SUPPORT OUR JOURNALISM: Please consider donating to keep our website running and free for all - thank you!

British Royals

From Ireland to Australia: How Queen Victoria’s statue travelled the world

Not many statues have travelled such lengths as this statue of Queen Victoria. Queen Victoria herself visited Ireland in the year before her death. Ireland was still 16 years away from their independence and Victoria’s visit received mixed reactions. However, 52,000 people turned up to welcome her when she arrived, and she was warmly received everywhere she went.

When she died in January 1901 the idea for a memorial formed and eight years later people gathered around Leinster House, the home of the Irish Government, for the unveiling of the statue.

The bronze fifteen-feet tall statue was designed by John Hughes, an Irishman, and he tried to portray her as the Queen of Ireland instead of the British monarch. On the base of the statue were the words: “Victoria, Queen of the United Kingdom of Great Britain and Ireland, Empress of India, erected by her Irish subjects”.

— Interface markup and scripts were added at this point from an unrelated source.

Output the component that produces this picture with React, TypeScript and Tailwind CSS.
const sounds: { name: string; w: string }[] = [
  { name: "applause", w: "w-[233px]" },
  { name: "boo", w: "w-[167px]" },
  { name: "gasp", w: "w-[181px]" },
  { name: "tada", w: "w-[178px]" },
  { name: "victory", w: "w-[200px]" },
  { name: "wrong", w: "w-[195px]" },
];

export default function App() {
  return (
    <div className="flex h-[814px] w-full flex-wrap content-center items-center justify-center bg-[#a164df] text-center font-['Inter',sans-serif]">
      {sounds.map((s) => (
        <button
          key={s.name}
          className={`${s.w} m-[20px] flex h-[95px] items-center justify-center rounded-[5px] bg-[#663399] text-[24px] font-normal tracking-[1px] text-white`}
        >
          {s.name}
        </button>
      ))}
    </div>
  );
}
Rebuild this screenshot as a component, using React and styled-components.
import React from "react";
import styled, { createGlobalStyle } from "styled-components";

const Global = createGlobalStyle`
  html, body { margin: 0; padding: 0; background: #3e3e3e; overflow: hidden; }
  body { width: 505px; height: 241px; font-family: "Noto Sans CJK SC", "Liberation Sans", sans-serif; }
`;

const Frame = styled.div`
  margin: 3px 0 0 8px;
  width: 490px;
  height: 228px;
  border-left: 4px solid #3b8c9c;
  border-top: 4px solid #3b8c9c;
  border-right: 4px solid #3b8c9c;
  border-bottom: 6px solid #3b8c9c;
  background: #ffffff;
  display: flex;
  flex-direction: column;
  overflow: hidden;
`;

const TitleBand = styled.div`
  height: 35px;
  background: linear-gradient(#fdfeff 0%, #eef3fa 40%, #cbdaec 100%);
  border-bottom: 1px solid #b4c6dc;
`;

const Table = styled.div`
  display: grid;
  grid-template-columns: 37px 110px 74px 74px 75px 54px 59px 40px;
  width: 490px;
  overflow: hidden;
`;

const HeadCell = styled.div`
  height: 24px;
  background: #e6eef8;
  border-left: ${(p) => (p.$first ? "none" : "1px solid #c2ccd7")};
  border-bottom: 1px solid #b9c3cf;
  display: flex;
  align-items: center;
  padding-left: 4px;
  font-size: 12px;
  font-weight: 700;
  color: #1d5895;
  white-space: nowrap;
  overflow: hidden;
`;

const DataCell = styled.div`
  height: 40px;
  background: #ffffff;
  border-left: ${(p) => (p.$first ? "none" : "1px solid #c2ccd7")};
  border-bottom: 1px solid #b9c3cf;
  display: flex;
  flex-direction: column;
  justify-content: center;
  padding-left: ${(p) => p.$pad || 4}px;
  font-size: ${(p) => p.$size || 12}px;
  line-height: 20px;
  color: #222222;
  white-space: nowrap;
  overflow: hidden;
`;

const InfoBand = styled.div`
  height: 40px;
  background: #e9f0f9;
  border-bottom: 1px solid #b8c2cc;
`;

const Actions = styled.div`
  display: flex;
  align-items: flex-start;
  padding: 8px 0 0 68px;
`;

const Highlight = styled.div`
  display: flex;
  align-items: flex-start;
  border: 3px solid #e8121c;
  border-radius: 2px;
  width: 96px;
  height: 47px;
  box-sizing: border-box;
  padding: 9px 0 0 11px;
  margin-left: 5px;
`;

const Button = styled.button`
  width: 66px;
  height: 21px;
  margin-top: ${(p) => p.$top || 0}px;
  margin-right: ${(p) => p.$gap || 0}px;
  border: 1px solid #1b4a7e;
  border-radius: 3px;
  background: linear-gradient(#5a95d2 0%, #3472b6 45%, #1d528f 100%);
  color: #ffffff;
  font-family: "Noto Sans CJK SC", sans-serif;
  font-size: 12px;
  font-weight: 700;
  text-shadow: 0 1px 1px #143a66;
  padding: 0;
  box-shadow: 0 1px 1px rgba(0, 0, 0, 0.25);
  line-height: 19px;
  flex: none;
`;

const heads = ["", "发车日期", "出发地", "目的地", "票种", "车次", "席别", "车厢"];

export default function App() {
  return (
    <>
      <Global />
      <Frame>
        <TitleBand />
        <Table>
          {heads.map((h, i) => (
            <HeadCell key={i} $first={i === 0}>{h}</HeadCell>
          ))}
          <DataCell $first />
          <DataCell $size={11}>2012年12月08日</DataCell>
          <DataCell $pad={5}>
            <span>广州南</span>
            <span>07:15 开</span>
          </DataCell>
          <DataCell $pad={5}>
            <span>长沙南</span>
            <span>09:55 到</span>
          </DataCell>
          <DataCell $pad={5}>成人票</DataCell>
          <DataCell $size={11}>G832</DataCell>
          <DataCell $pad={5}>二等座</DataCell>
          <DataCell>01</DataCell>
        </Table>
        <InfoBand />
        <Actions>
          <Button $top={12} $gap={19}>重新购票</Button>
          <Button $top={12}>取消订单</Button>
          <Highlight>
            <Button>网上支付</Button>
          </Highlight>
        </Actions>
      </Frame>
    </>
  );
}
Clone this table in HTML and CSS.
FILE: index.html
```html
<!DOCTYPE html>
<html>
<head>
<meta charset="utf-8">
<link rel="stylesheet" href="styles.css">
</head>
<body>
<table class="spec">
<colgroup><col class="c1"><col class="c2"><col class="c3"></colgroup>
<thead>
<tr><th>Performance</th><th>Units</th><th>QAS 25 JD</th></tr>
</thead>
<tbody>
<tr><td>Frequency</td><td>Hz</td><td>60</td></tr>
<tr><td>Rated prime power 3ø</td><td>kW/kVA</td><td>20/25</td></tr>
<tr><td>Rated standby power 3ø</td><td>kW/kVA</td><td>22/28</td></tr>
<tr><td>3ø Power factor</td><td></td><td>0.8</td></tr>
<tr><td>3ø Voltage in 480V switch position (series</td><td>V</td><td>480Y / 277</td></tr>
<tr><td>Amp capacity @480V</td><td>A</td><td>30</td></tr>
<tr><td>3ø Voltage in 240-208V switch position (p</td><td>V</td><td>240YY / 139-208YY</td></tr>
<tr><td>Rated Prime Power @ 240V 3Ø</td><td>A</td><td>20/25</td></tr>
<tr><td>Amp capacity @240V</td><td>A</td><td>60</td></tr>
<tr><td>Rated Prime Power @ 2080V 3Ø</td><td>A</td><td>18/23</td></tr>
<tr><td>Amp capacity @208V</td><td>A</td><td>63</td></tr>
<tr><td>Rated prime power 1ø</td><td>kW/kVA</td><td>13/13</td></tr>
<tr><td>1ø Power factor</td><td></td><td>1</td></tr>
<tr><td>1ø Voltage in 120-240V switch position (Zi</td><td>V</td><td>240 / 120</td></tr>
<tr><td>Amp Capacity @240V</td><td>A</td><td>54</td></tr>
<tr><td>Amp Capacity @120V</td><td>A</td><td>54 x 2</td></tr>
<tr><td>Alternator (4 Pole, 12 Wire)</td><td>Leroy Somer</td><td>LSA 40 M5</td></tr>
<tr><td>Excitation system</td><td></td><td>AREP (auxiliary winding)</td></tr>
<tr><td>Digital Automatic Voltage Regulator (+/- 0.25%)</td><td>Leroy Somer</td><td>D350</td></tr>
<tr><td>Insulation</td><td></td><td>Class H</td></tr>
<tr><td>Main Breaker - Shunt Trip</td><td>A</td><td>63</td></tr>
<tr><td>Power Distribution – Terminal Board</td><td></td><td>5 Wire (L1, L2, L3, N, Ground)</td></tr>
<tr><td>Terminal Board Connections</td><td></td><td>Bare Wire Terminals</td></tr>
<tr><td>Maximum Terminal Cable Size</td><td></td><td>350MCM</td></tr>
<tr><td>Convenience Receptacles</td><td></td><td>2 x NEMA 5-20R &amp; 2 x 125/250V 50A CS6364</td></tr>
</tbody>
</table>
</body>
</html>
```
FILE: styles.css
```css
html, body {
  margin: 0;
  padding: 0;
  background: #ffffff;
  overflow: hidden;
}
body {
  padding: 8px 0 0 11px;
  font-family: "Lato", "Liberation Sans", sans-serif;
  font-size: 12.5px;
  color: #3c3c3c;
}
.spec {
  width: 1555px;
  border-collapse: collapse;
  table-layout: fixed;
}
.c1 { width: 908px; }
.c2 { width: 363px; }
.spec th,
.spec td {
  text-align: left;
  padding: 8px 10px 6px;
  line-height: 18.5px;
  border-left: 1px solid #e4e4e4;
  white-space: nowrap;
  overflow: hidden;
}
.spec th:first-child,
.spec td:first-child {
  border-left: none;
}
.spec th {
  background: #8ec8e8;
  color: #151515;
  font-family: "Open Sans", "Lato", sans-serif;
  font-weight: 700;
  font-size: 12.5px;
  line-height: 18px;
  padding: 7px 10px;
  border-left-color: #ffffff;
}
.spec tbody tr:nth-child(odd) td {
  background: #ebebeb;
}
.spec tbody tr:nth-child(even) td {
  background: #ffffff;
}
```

The statue did not remain there for very long. It survived Ireland’s independence but in the 1940’s the Irish government realised her presence there was no longer appropriate. She was then offered back but she was refused, for unknown reasons. The town of London in Canada agreed to take her, but no one was willing to pay the shipping costs and the plan never happened. She was removed from Leinster House in 1939 and went to a far less glamorous place, a storage facility in Kilmainham hospital.

Expansions to the hospital forced the statue to be moved again and she was left on the abandoned grounds of a former reformatory in Daingean from 1980 She was finally put back in a proper place in 1986 when she was shipped to Sydney, Australia. The Australians did some work restoring her to her former glory and a new unveiling was planned for 20 December 1987.

48 years after being last on display the Queen Victoria Statue was unveiled outside Sydney’s Queen Victoria Building and this piece of Irish history now lives on the other side of the world. But no worries, should Ireland ever want her back, they are free to take her as she is only on loan!